Another scene calls for an old steam engine. An engine is brought down from a northern province, but during the shoot, the production is informed that the train has to be moved to make way for a regular train that must pass through. The scene is reshot inside the station house.

The crew treks the Great Wall for the panoramic shot. One hundred Chinese laborers haul equipment to this fantastic location.

September 1992: Cronenberg starts a 10-week shoot in Toronto. Spier builds a traditional courtyard, opera house and several interiors. Spier was able to bring back some Chinese bicycles, antique panels and fretwork, but most of the furniture is rented or purchased in Toronto.

Neil Jordan’s feature The Crying Game is released. Cronenberg and Martinelli see the film but feel that while the theme is similar, M. Butterfly is a completely different movie. From the start, Cronenberg has wanted to maintain a certain ambiguity in his film. The goal is not to shock audiences as in The Crying Game, but to show the relationship of two people who want to believe in their own illusion.

Nov. 17, 1992: The crew moves to Budapest for a three-week shoot. With the production under budget, the core crew is able to travel to Paris for a three-day second unit shoot with Irons.

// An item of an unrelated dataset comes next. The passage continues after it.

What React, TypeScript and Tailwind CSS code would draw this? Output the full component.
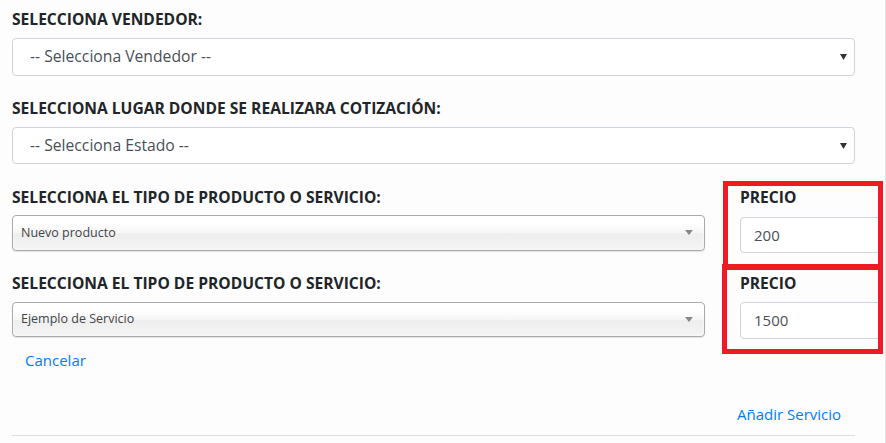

Ron Sanders and his assistant, Michael Rea, are full-steam into editing. The film is posted at Film House, with David Evans and Wayne Griffin at Casablanca preparing the sound tracks.

March 1993: Geffen and Warner Bros.’ first screening of the film in Los Angeles. Changes are made which address the audience reactions to the story, particularly a flashback sequence at the beginning.

June 1993: The second, audience-recruited screening takes place in l.a. Very few changes are left to be made. The go-ahead is given by the studio to lock and complete the film.

August 1993: Third and final screening in l.a. Geffen and Warner Bros. are extremely pleased with the film. Hwang loves it and says he couldn’t have asked for anything more.

Sept. 9, 1993: M. Butterfly opens the Toronto Festival of Festivals.